**Recorded data**
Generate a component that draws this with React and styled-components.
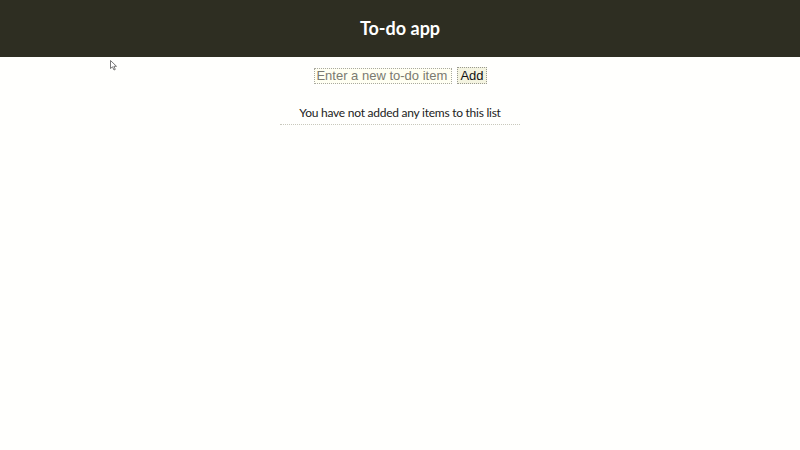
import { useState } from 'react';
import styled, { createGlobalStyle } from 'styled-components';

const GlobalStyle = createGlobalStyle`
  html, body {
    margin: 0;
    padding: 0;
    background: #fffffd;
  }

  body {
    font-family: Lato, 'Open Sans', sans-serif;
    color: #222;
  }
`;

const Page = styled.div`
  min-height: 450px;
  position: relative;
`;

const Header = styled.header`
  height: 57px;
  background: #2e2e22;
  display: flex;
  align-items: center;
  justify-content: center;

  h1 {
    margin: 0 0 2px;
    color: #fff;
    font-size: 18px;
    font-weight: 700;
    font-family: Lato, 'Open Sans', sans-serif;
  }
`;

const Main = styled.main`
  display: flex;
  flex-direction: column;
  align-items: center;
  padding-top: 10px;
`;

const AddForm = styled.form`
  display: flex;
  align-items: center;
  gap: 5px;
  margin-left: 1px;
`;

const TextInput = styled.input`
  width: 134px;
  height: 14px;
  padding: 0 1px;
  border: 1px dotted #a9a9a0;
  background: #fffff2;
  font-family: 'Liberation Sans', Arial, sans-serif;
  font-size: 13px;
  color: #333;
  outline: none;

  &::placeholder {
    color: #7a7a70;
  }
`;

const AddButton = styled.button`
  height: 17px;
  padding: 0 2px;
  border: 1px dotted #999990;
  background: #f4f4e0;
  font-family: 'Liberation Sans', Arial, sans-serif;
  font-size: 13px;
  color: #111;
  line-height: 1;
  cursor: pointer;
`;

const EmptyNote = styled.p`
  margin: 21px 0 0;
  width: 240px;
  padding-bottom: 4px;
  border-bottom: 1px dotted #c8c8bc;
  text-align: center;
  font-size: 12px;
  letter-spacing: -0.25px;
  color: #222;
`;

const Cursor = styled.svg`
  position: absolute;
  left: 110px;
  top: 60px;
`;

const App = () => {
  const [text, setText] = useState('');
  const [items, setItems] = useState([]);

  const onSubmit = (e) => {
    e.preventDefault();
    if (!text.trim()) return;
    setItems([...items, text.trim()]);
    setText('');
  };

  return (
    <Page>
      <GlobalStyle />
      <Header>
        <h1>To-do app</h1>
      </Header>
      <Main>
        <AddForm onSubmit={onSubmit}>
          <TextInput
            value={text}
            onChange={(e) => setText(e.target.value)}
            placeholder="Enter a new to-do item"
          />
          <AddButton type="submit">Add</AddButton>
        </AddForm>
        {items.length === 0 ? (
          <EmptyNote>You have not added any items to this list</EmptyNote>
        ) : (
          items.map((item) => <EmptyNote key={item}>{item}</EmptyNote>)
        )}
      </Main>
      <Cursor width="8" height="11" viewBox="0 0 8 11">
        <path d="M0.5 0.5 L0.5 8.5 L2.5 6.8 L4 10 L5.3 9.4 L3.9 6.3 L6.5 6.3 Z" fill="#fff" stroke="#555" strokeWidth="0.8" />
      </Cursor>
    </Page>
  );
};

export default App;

**Task goal**
Transcribe the whole listing, character for character, but not its images.

**Reply**
Generate a component that draws this with React and styled-components.
import { useState } from 'react';
import styled, { createGlobalStyle } from 'styled-components';

const GlobalStyle = createGlobalStyle`
  html, body {
    margin: 0;
    padding: 0;
    background: #fffffd;
  }

  body {
    font-family: Lato, 'Open Sans', sans-serif;
    color: #222;
  }
`;

const Page = styled.div`
  min-height: 450px;
  position: relative;
`;

const Header = styled.header`
  height: 57px;
  background: #2e2e22;
  display: flex;
  align-items: center;
  justify-content: center;

  h1 {
    margin: 0 0 2px;
    color: #fff;
    font-size: 18px;
    font-weight: 700;
    font-family: Lato, 'Open Sans', sans-serif;
  }
`;

const Main = styled.main`
  display: flex;
  flex-direction: column;
  align-items: center;
  padding-top: 10px;
`;

const AddForm = styled.form`
  display: flex;
  align-items: center;
  gap: 5px;
  margin-left: 1px;
`;

const TextInput = styled.input`
  width: 134px;
  height: 14px;
  padding: 0 1px;
  border: 1px dotted #a9a9a0;
  background: #fffff2;
  font-family: 'Liberation Sans', Arial, sans-serif;
  font-size: 13px;
  color: #333;
  outline: none;

  &::placeholder {
    color: #7a7a70;
  }
`;

const AddButton = styled.button`
  height: 17px;
  padding: 0 2px;
  border: 1px dotted #999990;
  background: #f4f4e0;
  font-family: 'Liberation Sans', Arial, sans-serif;
  font-size: 13px;
  color: #111;
  line-height: 1;
  cursor: pointer;
`;

const EmptyNote = styled.p`
  margin: 21px 0 0;
  width: 240px;
  padding-bottom: 4px;
  border-bottom: 1px dotted #c8c8bc;
  text-align: center;
  font-size: 12px;
  letter-spacing: -0.25px;
  color: #222;
`;

const Cursor = styled.svg`
  position: absolute;
  left: 110px;
  top: 60px;
`;

const App = () => {
  const [text, setText] = useState('');
  const [items, setItems] = useState([]);

  const onSubmit = (e) => {
    e.preventDefault();
    if (!text.trim()) return;
    setItems([...items, text.trim()]);
    setText('');
  };

  return (
    <Page>
      <GlobalStyle />
      <Header>
        <h1>To-do app</h1>
      </Header>
      <Main>
        <AddForm onSubmit={onSubmit}>
          <TextInput
            value={text}
            onChange={(e) => setText(e.target.value)}
            placeholder="Enter a new to-do item"
          />
          <AddButton type="submit">Add</AddButton>
        </AddForm>
        {items.length === 0 ? (
          <EmptyNote>You have not added any items to this list</EmptyNote>
        ) : (
          items.map((item) => <EmptyNote key={item}>{item}</EmptyNote>)
        )}
      </Main>
      <Cursor width="8" height="11" viewBox="0 0 8 11">
        <path d="M0.5 0.5 L0.5 8.5 L2.5 6.8 L4 10 L5.3 9.4 L3.9 6.3 L6.5 6.3 Z" fill="#fff" stroke="#555" strokeWidth="0.8" />
      </Cursor>
    </Page>
  );
};

export default App;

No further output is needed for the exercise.